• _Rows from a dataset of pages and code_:
++++
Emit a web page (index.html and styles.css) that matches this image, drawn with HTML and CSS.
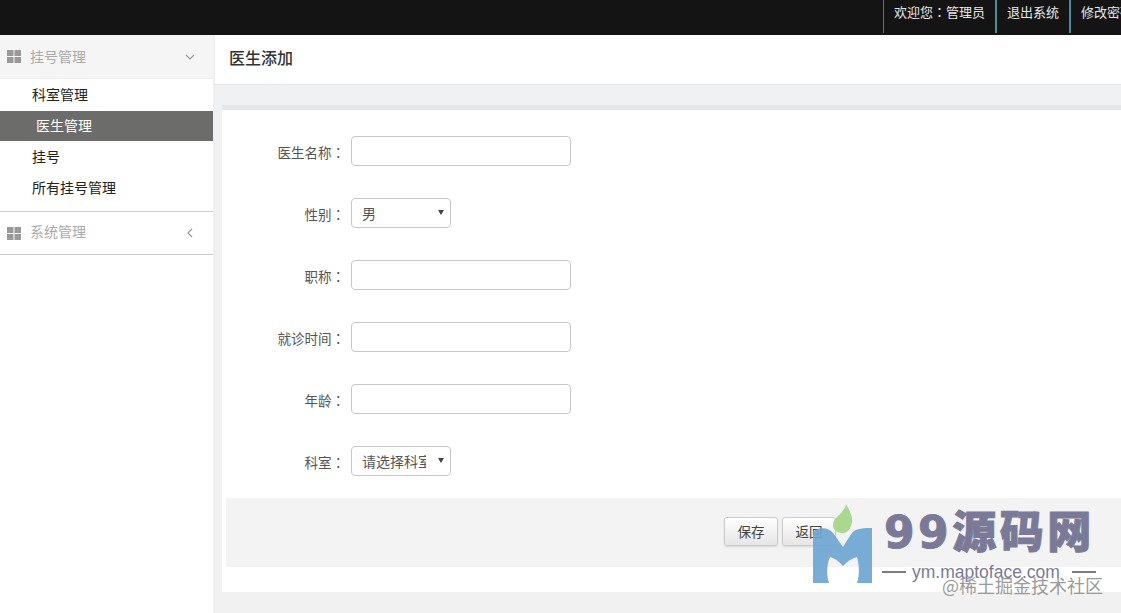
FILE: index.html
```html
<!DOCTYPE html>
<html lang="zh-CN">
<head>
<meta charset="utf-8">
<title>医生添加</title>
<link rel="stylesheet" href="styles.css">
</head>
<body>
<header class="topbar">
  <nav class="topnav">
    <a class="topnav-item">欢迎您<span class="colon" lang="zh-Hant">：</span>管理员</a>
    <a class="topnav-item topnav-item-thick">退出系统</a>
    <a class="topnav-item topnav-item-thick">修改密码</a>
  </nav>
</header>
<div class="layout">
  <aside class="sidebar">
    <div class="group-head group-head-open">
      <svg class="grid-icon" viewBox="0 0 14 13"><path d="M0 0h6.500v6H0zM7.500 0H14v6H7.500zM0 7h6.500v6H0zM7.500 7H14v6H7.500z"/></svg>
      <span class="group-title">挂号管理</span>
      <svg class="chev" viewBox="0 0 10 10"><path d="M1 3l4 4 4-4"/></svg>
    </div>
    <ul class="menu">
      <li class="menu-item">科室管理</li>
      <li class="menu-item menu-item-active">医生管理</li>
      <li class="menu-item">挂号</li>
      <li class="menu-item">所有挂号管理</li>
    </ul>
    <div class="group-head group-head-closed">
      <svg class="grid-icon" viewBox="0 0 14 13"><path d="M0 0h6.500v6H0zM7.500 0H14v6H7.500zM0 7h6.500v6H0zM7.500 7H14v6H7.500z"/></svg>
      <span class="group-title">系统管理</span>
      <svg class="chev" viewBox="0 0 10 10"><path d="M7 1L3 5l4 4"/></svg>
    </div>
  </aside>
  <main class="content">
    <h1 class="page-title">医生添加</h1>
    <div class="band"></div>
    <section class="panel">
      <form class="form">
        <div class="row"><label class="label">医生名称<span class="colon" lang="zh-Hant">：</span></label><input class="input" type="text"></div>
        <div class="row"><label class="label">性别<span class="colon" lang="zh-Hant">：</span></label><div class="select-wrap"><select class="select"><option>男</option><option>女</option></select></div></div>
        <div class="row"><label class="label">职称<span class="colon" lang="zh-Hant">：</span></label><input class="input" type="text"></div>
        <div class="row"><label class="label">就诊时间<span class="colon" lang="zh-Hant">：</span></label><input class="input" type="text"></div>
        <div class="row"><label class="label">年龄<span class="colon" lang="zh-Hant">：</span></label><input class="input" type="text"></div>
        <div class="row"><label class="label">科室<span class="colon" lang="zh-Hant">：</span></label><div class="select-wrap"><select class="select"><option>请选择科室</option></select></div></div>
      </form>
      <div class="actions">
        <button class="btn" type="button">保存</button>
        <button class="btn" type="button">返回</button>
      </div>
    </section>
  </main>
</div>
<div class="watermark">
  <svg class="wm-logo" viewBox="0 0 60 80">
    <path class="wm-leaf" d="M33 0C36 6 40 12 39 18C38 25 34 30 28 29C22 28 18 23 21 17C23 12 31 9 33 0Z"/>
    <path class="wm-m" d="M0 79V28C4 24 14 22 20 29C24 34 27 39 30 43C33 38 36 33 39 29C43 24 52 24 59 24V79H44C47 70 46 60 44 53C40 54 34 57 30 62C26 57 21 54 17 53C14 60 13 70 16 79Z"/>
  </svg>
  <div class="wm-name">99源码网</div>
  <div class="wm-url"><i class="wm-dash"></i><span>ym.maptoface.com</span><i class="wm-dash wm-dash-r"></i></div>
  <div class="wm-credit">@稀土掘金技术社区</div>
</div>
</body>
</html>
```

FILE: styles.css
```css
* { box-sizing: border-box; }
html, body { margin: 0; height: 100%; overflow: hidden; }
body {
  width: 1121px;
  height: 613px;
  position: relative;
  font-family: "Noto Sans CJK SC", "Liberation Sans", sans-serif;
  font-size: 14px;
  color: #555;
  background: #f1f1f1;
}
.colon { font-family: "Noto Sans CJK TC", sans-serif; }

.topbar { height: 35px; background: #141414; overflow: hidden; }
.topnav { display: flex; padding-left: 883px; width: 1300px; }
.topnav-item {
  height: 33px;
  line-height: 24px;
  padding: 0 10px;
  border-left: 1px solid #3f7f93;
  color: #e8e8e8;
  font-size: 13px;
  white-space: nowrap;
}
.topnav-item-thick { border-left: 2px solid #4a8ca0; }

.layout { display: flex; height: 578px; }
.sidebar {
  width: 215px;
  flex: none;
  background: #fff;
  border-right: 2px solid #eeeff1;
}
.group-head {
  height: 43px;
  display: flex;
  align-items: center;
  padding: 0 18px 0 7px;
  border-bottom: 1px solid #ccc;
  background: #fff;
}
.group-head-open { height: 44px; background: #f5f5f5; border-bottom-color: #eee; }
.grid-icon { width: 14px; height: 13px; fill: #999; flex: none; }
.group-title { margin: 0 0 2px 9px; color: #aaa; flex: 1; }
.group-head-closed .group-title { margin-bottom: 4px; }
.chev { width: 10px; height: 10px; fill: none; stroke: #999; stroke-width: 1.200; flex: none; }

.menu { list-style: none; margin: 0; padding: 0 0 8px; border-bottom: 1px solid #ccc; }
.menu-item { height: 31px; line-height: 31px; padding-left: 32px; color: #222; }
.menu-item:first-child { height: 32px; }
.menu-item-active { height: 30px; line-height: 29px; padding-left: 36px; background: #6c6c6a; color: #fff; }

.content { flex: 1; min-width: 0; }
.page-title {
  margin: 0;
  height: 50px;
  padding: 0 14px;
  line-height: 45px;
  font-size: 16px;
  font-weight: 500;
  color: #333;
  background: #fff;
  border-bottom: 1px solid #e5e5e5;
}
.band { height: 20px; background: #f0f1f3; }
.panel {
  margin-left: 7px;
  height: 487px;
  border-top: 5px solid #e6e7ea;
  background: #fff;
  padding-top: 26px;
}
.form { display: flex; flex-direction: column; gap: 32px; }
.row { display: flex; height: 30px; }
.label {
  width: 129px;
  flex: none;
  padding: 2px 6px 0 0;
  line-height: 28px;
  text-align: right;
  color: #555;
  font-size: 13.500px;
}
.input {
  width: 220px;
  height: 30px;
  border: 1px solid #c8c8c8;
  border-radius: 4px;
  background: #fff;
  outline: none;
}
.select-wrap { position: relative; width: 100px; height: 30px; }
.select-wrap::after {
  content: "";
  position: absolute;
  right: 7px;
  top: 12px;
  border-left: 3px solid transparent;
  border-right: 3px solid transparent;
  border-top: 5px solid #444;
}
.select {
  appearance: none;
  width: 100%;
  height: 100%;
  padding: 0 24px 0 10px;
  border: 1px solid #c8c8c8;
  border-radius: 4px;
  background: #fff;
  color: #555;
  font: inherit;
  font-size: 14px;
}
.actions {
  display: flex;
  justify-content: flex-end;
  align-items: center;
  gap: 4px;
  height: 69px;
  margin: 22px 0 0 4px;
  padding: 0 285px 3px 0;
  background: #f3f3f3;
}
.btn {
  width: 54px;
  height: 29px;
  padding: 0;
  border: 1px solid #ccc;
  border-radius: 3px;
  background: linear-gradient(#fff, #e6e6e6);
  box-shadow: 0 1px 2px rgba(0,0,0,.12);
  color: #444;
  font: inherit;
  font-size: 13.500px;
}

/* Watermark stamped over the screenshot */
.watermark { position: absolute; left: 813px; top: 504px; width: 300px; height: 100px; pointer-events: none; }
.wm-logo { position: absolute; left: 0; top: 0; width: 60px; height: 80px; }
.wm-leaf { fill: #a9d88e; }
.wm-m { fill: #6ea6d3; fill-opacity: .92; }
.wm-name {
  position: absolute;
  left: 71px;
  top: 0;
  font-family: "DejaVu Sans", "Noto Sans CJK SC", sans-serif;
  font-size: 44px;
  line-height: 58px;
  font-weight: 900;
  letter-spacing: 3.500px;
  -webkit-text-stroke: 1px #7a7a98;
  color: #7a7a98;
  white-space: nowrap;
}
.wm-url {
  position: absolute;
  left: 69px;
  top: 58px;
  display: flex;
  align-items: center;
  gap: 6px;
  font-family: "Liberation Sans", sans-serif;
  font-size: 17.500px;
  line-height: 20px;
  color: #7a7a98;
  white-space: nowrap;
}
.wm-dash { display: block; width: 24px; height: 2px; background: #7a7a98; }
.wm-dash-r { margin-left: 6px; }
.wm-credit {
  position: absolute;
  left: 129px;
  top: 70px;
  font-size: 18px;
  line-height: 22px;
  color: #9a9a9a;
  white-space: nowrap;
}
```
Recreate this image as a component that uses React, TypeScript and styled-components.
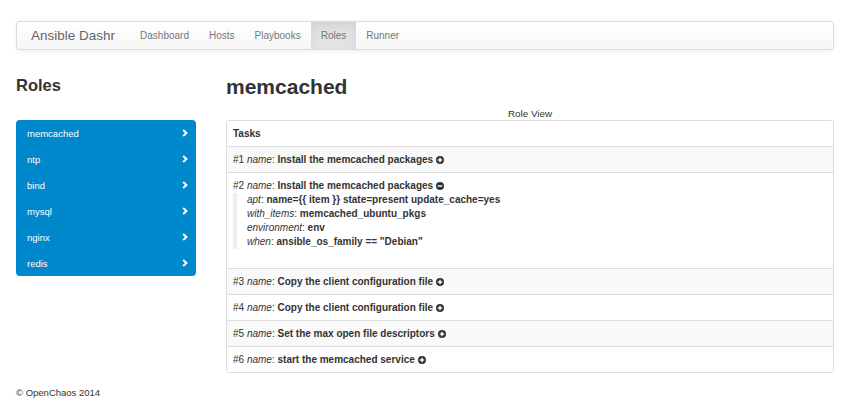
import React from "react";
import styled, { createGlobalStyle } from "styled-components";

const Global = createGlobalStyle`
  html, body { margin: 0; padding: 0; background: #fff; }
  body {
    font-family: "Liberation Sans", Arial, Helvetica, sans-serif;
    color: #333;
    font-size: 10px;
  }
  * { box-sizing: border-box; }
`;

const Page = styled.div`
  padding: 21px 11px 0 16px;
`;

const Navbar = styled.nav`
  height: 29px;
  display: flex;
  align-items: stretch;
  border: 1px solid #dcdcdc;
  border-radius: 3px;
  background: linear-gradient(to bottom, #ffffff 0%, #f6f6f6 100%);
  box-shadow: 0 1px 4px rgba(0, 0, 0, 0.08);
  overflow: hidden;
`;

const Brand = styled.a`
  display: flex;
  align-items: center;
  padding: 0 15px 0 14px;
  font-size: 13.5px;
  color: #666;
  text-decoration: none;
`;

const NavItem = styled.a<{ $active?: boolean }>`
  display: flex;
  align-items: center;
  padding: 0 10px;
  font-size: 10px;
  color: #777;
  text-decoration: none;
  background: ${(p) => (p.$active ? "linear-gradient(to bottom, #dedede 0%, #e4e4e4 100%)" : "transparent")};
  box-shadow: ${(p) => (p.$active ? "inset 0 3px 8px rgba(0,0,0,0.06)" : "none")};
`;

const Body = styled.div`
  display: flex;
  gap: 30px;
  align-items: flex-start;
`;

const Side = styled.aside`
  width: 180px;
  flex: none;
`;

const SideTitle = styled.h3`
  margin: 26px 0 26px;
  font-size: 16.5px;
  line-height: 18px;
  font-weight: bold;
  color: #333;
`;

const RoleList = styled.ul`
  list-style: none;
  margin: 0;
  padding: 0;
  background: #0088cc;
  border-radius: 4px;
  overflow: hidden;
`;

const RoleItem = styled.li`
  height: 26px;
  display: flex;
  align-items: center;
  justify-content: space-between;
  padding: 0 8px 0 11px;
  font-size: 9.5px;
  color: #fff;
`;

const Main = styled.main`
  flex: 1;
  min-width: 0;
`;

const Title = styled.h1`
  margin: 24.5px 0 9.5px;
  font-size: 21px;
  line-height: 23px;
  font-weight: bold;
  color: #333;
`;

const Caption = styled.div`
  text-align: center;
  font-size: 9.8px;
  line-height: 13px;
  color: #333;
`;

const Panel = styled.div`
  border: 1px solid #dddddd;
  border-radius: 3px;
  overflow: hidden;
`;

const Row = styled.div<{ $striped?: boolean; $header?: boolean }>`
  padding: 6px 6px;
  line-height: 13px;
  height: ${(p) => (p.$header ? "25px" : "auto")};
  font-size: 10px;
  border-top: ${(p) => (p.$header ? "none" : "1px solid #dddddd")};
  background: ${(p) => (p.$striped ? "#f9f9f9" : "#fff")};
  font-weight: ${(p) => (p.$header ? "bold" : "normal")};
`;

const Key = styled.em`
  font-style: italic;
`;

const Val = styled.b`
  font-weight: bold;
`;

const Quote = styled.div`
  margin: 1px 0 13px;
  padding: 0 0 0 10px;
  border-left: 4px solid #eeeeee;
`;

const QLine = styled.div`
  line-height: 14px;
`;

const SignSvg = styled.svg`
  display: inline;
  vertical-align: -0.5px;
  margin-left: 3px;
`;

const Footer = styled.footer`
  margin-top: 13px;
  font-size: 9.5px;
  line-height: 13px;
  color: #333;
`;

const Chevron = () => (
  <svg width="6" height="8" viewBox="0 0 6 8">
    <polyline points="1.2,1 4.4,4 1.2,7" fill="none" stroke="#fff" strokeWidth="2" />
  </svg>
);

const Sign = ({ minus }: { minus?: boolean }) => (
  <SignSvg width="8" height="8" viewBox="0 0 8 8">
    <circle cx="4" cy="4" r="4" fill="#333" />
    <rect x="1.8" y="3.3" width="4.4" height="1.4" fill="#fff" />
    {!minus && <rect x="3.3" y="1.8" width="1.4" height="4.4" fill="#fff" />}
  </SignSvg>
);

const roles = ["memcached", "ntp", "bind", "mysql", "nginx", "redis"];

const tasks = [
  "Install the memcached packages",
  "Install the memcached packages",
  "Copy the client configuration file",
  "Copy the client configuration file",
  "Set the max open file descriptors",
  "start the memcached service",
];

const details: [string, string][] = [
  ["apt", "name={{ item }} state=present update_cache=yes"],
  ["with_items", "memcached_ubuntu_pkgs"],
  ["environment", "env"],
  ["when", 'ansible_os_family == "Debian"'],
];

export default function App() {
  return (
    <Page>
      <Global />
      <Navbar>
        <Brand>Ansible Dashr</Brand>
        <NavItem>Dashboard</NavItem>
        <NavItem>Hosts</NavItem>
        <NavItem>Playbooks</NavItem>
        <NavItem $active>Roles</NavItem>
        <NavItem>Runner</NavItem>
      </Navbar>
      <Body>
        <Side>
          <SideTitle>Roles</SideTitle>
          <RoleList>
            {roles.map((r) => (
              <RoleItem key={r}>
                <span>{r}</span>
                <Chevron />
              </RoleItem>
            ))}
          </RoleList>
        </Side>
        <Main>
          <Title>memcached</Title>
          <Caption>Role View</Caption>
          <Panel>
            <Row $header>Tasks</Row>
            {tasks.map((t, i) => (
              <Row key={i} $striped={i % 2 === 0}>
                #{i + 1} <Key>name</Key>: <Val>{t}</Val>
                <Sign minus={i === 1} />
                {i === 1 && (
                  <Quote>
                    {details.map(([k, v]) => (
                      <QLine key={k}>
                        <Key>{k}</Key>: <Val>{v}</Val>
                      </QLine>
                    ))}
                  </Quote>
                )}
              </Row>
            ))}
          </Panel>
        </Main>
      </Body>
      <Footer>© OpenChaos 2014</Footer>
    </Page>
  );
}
++++
• _STATED PROBLEM_:
Among these entries, how many lines include the string "components"? Reply with the number by itself.

• _FINAL ANSWER_:
2